R. Pariaut, N. S. Moise, B. D. Koetje, J. A. Flanders, S. A. Hemsley, T. B. Farver, R. F. Gilmour, Jr., A. R. M. Gelzer, M. S. Kraus, N. F. Otani, Lidocaine converts acute vagally associated atrial fibrillation to sinus rhythm in German shepherd dogs with inherited arrhythmias, Journal of Veterinary Internal Medicine 22, 1274-1282 (2008).


Background: Lidocaine is most frequently used to treat ventricular arrhythmias. However, lidocaine may have an antiarrhythmic effect for certain supraventricular arrhythmias. Hypothesis: We hypothesized that lidocaine would be effective in converting experimentally induced atrial fibrillation (AF) to sinus rhythm and that a decrease in the dominant frequency (DF) and an increase in the organization as judged by the spectral entropy (SE) would occur over the course of the conversion.

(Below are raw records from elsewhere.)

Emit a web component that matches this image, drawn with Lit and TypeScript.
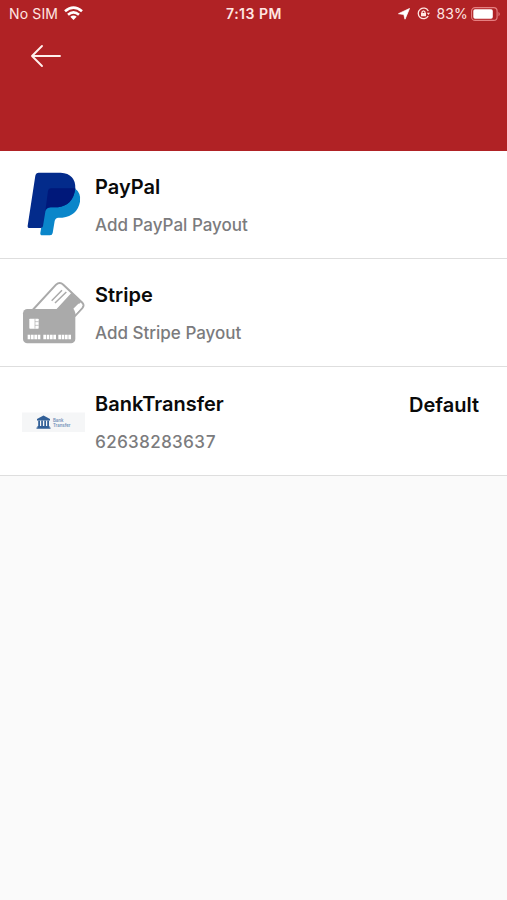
import { LitElement, html, css, svg } from "lit";
import { customElement, property } from "lit/decorators.js";

const payPalLogo = svg`
  <g transform="translate(-2 14) scale(.3333)">
    <path fill="#0a86ca" d="M164 70 Q184 84 180 110 Q172 152 127 158 H115 Q106 159 104 168 L98 204 Q97 211 90 211 H67 Q60 211 61 204 L74 126 L100 90 Z"/>
    <path fill="#032b8b" d="M56 23 H122 Q167 26 166 70 Q160 121 114 127 H92 Q78 128 76 140 L69 183 Q68 189 62 189 H29 Q22 189 23 182 L46 32 Q48 23 56 23 Z"/>
    <path fill="#00187a" d="M92 70 H166 Q160 121 114 127 H92 Q79 128 76 138 L84 78 Q85 70 92 70 Z"/>
  </g>
`;

const cardsIcon = svg`
  <g transform="translate(-4 19) scale(.3333)">
    <path d="M44 96 L114 20 Q125 10 136 20 L193 74 Q200 82 193 90 L170 115" fill="#fff" stroke="#aaa" stroke-width="6"/>
    <path d="M160 45 L189 72 L160 103 V96 H113 Z" fill="#aaa"/>
    <path d="M181 77 L192 78 Q196 82 191 88 L172 109 V99 Q170 94 166 92 Z" fill="#fff"/>
    <path d="M101 68 L132 37 M111 75 L145 42" stroke="#aaa" stroke-width="4.500" fill="none"/>
    <rect x="15" y="93" width="157" height="103" rx="13" fill="#aaa"/>
    <rect x="34" y="122" width="28" height="30" rx="2" fill="#fff"/>
    <path d="M51 131 H62 M51 142 H62 M51 122 V152" stroke="#aaa" stroke-width="2"/>
    <path d="M29 177 H67.500 M76 177 H114.500 M121 177 H159.500" stroke="#fff" stroke-width="13" stroke-dasharray="8 2" fill="none"/>
  </g>
`;

const bankBadge = svg`
  <rect x="0" y="44.500" width="63" height="19.500" fill="#f5f6f7"/>
  <g fill="#315f97" transform="translate(0 -.5)">
    <path d="M15 51.500 L21.500 48 L28 51.500 V53 H15 Z"/>
    <path d="M16.200 53 H18 V59 H16.200 Z M19.200 53 H20.900 V59 H19.200 Z M22.300 53 H24 V59 H22.300 Z M25.200 53 H27 V59 H25.200 Z M15.500 58.500 H27.500 V60 H15.500 Z M14.500 60 H28.500 V61.300 H14.500 Z"/>
  </g>
  <g class="badge-text"><text x="31" y="53.800">Bank</text><text x="31" y="59.200">Transfer</text></g>
`;

@customElement("status-bar")
class StatusBar extends LitElement {
  static styles = css`
    :host { display: grid; grid-template-columns: 1fr auto 1fr; align-items: center; height: 27px; padding: 0 6px 0 9px; color: #ffe6e2; font: 400 14px/27px Inter, "Liberation Sans", sans-serif; }
    .side { display: flex; align-items: center; }
    .label { letter-spacing: .15px; }
    .end { justify-content: flex-end; }
    .time { font-weight: 600; font-size: 14px; letter-spacing: .5px; margin-left: -2px; }
    svg { display: block; }
    .wifi { margin-left: 6px; }
    .lock { margin: 0 6px 0 7px; }
    .battery { margin-left: 3px; }
  `;
  render() {
    return html`
      <div class="side"><span class="label">No SIM</span>
        <svg class="wifi" width="19" height="15" viewBox="0 0 19 15" fill="none" stroke="#fff" stroke-width="2.700"><path d="M1 5.200 Q9.500 -1.800 18 5.200 M4 8.700 Q9.500 4.200 15 8.700"/><path d="M6.300 10.700 Q9.500 8.200 12.700 10.700 L9.500 14 Z" fill="#fff" stroke="none"/></svg>
      </div>
      <span class="time">7:13 PM</span>
      <div class="side end">
        <svg width="12" height="12" viewBox="0 0 12 12"><path fill="#fff" d="M11.500 .5 L7 11.200 L5.800 6.400 L.5 5.700 Z" stroke="#fff" stroke-width=".8" stroke-linejoin="round"/></svg>
        <svg class="lock" width="13" height="13" viewBox="0 0 13 13" fill="none" stroke="#ffe6e2" stroke-width="1.300"><path d="M11.300 4 A5.300 5.300 0 1 0 11.200 9"/><path d="M9.800 5.800 H13 L11.500 8 Z M4 6 H9 V9.300 H4 Z" fill="#ffe6e2" stroke="none"/><path d="M5 6.200 V5 Q6.500 2.600 8 5 V6.200"/></svg>
        <span class="label">83%</span>
        <svg class="battery" width="30" height="14" viewBox="0 0 30 14"><rect x=".6" y=".6" width="25.500" height="12.800" rx="3.500" fill="none" stroke="#e58082" stroke-width="1.100"/><rect x="2.300" y="2.300" width="19.500" height="9.400" rx="1.700" fill="#fff"/><path d="M27.500 4.700 Q30 7 27.500 9.300 Z" fill="#e58082"/></svg>
      </div>`;
  }
}

@customElement("payout-row")
class PayoutRow extends LitElement {
  @property() name = "";
  @property() detail = "";
  @property({ attribute: false }) icon: unknown;
  @property({ type: Boolean }) preferred = false;
  static styles = css`
    :host { display: flex; box-sizing: border-box; height: 108.400px; padding: 0 28px 0 22px; border-bottom: 1px solid #dedede; background: #fff; font-family: Inter, "Liberation Sans", sans-serif; }
    .icon { flex: none; display: block; width: 66px; height: 90px; margin-top: 10.300px; }
    .copy { flex: 1; padding: 21.200px 0 0 7px; }
    .name, .default { font-size: 20px; line-height: 30px; font-weight: 600; color: #0a0a0a; white-space: nowrap; }
    .detail { margin-top: 10px; font-size: 17px; line-height: 27px; font-weight: 500; color: #7b7b7d; white-space: nowrap; font-variant-numeric: tabular-nums; }
    .default { padding-top: 22.200px; }
    .badge-text { font: 600 4.300px Inter, sans-serif; fill: #7290b8; }
  `;
  render() {
    return html`
      <svg class="icon" viewBox="0 10 66 90">${this.icon}</svg>
      <div class="copy"><div class="name">${this.name}</div><div class="detail">${this.detail}</div></div>
      ${this.preferred ? html`<div class="default">Default</div>` : ""}`;
  }
}

@customElement("app-root")
class AppRoot extends LitElement {
  static styles = css`
    :host { display: block; min-height: 900px; background: #fafafa; }
    header { height: 150.700px; background: #b02225; }
    .back { display: block; margin: 17px 0 0 30px; }
  `;
  render() {
    return html`
      <header>
        <status-bar></status-bar>
        <svg class="back" width="32" height="24" viewBox="0 0 32 24" fill="none" stroke="#fff0ed" stroke-width="1.900" stroke-linecap="round" stroke-linejoin="round"><path d="M30 12 H2 M12 2 L2 12 L12 22"/></svg>
      </header>
      <main>
        <payout-row name="PayPal" detail="Add PayPal Payout" .icon=${payPalLogo}></payout-row>
        <payout-row name="Stripe" detail="Add Stripe Payout" .icon=${cardsIcon}></payout-row>
        <payout-row name="BankTransfer" detail="62638283637" .icon=${bankBadge} preferred></payout-row>
      </main>`;
  }
}
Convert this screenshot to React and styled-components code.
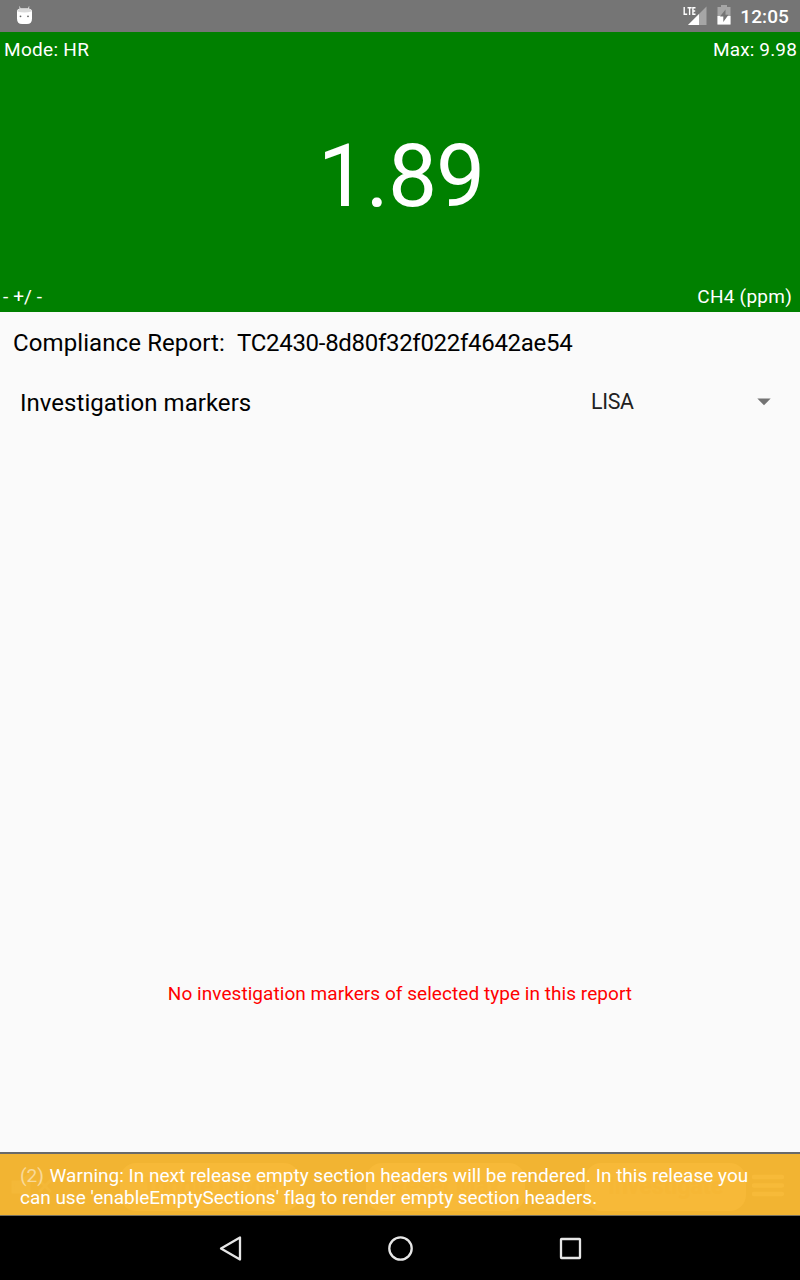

Animals: Seven German Shepherd (GS) Dogs.  Methods: Dogs were anesthetized with fentanyl and pentobarbital. AF was induced with standard pacing protocols while left and right atrial monophasic action potentials (MAP) were recorded. The power spectra from the MAP recordings were analyzed to determine DF and SE during treatment with boluses of 2 mg/kg lidocaine. Results: Lidocaine converted AF to sinus rhythm in all dogs and all episodes (n = 19). Conversion time was 27–87 seconds. After atropine, sustained AF was not induced; however, 5 episodes of atrial tachycardia resulted, and 3 were converted with lidocaine. Frequency domain analysis of 12 conversion sequences showed that left and right DF of the MAP signals decreased from the time of injection to conversion to sinus rhythm (P < .001). Mean SE indicated a gradient between the left and right atria (P = .003) that did not change during conversion. Conclusions and Clinical Importance: Vagally associated AF in GS dogs is terminated with lidocaine. Lidocaine is likely an effective treatment in clinical dogs with vagally associated AF.